Category: Uncategorized

[saying goodbye to 2016]

2016 has been a hard year. It brought many changes and circumstances that have caused me to look deep into my soul and really assess what I’m doing and who I’m doing it for. 

I have had to assess broken relationships and really ask God to show me what He wants me to learn through them.  He has shown me how I need to change, to focus on that and to let go and rely on Him. 

He opened the door for a new job opportunity that I wasn’t really looking for but then He closed it pretty quickly or at least put it on hold. 
He has really worked on this problem I have of FOMO (fear of missing out).  My FOMO is directly related to letting go of some responsibilities that I used to define me. He showed me that my identity is in Him, not the activities or duties I perform. 

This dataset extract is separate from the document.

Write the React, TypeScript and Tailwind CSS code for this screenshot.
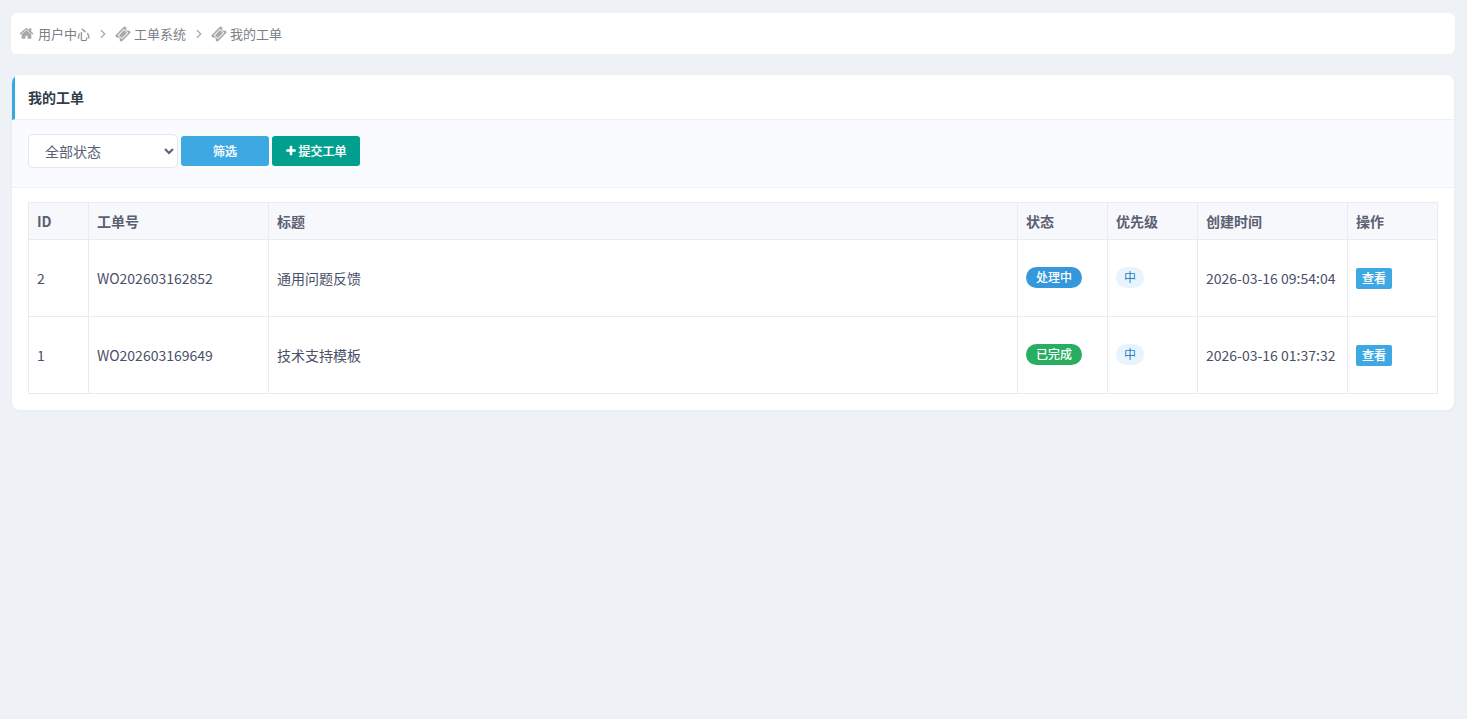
import React from "react";
import { LuChevronRight } from "react-icons/lu";

const rows = [
  {
    id: 2,
    no: "WO202603162852",
    title: "通用问题反馈",
    status: "处理中",
    statusClass: "bg-[#3498db]",
    time: "2026-03-16 09:54:04",
  },
  {
    id: 1,
    no: "WO202603169649",
    title: "技术支持模板",
    status: "已完成",
    statusClass: "bg-[#27ae60]",
    time: "2026-03-16 01:37:32",
  },
];

const thClass =
  "border border-[#e8ecf1] px-2 py-0 text-left text-[14px] font-bold text-[#5a6072]";
const tdClass = "border border-[#e8ecf1] px-2 py-0 text-[14px] text-[#4a5068]";

const HomeIcon = () => (
  <svg viewBox="0 0 1792 1792" className="h-[15px] w-[15px] fill-[#a6a8ad]">
    <path d="M1472 992v480q0 26-19 45t-45 19h-384v-384h-256v384h-384q-26 0-45-19t-19-45v-480q0-1 .5-3t.5-3l575-474 575 474q1 2 1 6zm223-69l-62 74q-8 9-21 11h-3q-13 0-21-7l-692-577-692 577q-12 8-24 7-13-2-21-11l-62-74q-8-10-7-23.5t11-21.5l719-599q32-26 76-26t76 26l244 204v-195q0-14 9-23t23-9h192q14 0 23 9t9 23v408l219 182q10 8 11 21.5t-7 23.5z" />
  </svg>
);

const TicketIcon = () => (
  <svg viewBox="0 0 1792 1792" className="h-[16px] w-[16px] fill-[#a6a8ad]">
    <path d="M1024 452l316 316-572 572-316-316zm-211 979l618-618q19-19 19-45t-19-45l-362-362q-18-18-45-18t-45 18l-618 618q-19 19-19 45t19 45l362 362q18 18 45 18t45-18zm889-637l-907 908q-37 37-90.5 37t-90.5-37l-126-126q56-56 56-136t-56-136-136-56-136 56l-125-126q-37-37-37-90.5t37-90.5l907-906q37-37 90.5-37t90.5 37l125 125q-56 56-56 136t56 136 136 56 136-56l126 125q37 37 37 90.5t-37 90.5z" />
  </svg>
);

const PlusIcon = () => (
  <svg viewBox="0 0 1792 1792" className="mr-[1px] h-[12px] w-[12px] fill-white">
    <path d="M1600 736v192q0 40-28 68t-68 28h-416v416q0 40-28 68t-68 28h-192q-40 0-68-28t-28-68v-416h-416q-40 0-68-28t-28-68v-192q0-40 28-68t68-28h416v-416q0-40 28-68t68-28h192q40 0 68 28t28 68v416h416q40 0 68 28t28 68z" />
  </svg>
);

const App: React.FC = () => {
  return (
    <div className="min-h-[719px] bg-[#eef1f6] pl-3 pr-[13px] pt-[13px] font-['Noto_Sans_CJK_SC',sans-serif]">
      <div className="-mx-px flex h-[41px] items-center rounded-md bg-white pl-2 text-[13px] text-[#7b7f88]">
        <HomeIcon />
        <span className="ml-[4px]">用户中心</span>
        <LuChevronRight size={14} className="ml-[6px] mr-[5px] mt-px text-[#a6a8ad]" />
        <TicketIcon />
        <span className="ml-[3px]">工单系统</span>
        <LuChevronRight size={14} className="ml-[6px] mr-[5px] mt-px text-[#a6a8ad]" />
        <TicketIcon />
        <span className="ml-[3px]">我的工单</span>
      </div>

      <div className="mt-[21px] overflow-hidden rounded-lg bg-white pb-4 shadow-[0_1px_3px_rgba(0,0,0,0.04)]">
        <div className="flex h-[45px] items-center border-b border-[#edf1f5] border-l-[3px] border-l-[#36a9e1] pl-[13px] text-[14px] font-bold text-[#2f3d4a]">
          我的工单
        </div>
        <div className="flex h-[68px] items-start border-b border-[#edf1f5] bg-[#f9fbfe] pl-4 pt-[14px]">
          <select className="h-[34px] w-[150px] rounded-[5px] border border-[#e3e7ee] bg-white pl-3 text-[14px] text-[#5a6072]">
            <option>全部状态</option>
          </select>
          <button className="mt-[2px] ml-[3px] h-[30px] w-[88px] rounded-[3px] bg-[#3ea8e2] text-[12px] font-medium text-white [-webkit-text-stroke:0.2px_white]">
            筛选
          </button>
          <button className="mt-[2px] ml-[3px] flex h-[30px] w-[88px] items-center justify-center rounded-[3px] bg-[#01a08e] text-[12px] font-medium text-white [-webkit-text-stroke:0.2px_white]">
            <PlusIcon />
            提交工单
          </button>
        </div>
        <div className="px-4 pt-[14px]">
          <table className="w-full table-fixed border-collapse">
            <colgroup>
              <col className="w-[60px]" />
              <col className="w-[180px]" />
              <col />
              <col className="w-[90px]" />
              <col className="w-[90px]" />
              <col className="w-[150px]" />
              <col className="w-[90px]" />
            </colgroup>
            <thead>
              <tr className="h-[37px] bg-[#f7f8fc]">
                <th className={thClass}>ID</th>
                <th className={thClass}>工单号</th>
                <th className={thClass}>标题</th>
                <th className={thClass}>状态</th>
                <th className={thClass}>优先级</th>
                <th className={thClass}>创建时间</th>
                <th className={thClass}>操作</th>
              </tr>
            </thead>
            <tbody>
              {rows.map((row) => (
                <tr key={row.id} className="h-[77px]">
                  <td className={tdClass}>{row.id}</td>
                  <td className={tdClass}>{row.no}</td>
                  <td className={tdClass}>{row.title}</td>
                  <td className={tdClass}>
                    <span
                      className={`mb-[2px] inline-flex h-[21px] w-[56px] items-center justify-center rounded-full text-[12px] font-medium text-white ${row.statusClass}`}
                    >
                      {row.status}
                    </span>
                  </td>
                  <td className={tdClass}>
                    <span className="mb-[2px] inline-flex h-[21px] w-[28px] items-center justify-center rounded-full bg-[#e8f4fd] text-[12px] text-[#2b80c5]">
                      中
                    </span>
                  </td>
                  <td className={`${tdClass} whitespace-nowrap`}>{row.time}</td>
                  <td className={tdClass}>
                    <button className="flex h-[21px] w-[36px] items-center justify-center rounded-[2px] bg-[#3ea8e2] text-[12px] font-medium text-white [-webkit-text-stroke:0.2px_white]">
                      查看
                    </button>
                  </td>
                </tr>
              ))}
            </tbody>
          </table>
        </div>
      </div>
    </div>
  );
};

export default App;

And although anxiety kicks in every once in a while, He has given me a peace about the direction He wants me on. 

I started grad school this year and it has kicked my butt at times. 2017 adds in a 300 hour practicum I need to finish by August. It will be tough and it will definitely impact my family but after this and four classes I will be done!

2016 had some great momemts with new relationships, new ministries and the opportunity to open up to another through our weekly meetings. If she reads this she will probably laugh because she may not think I’ve opened up much, but for me it’s a big deal!

I cherish the time with my children, even as they get older and our relationships are changing. I have had to let go more than I want to and my heart hurts sometimes when I see choices they make or don’t make. But I know God has them tightly in His hands. My prayer is that they will seek His will and follow Him all their days.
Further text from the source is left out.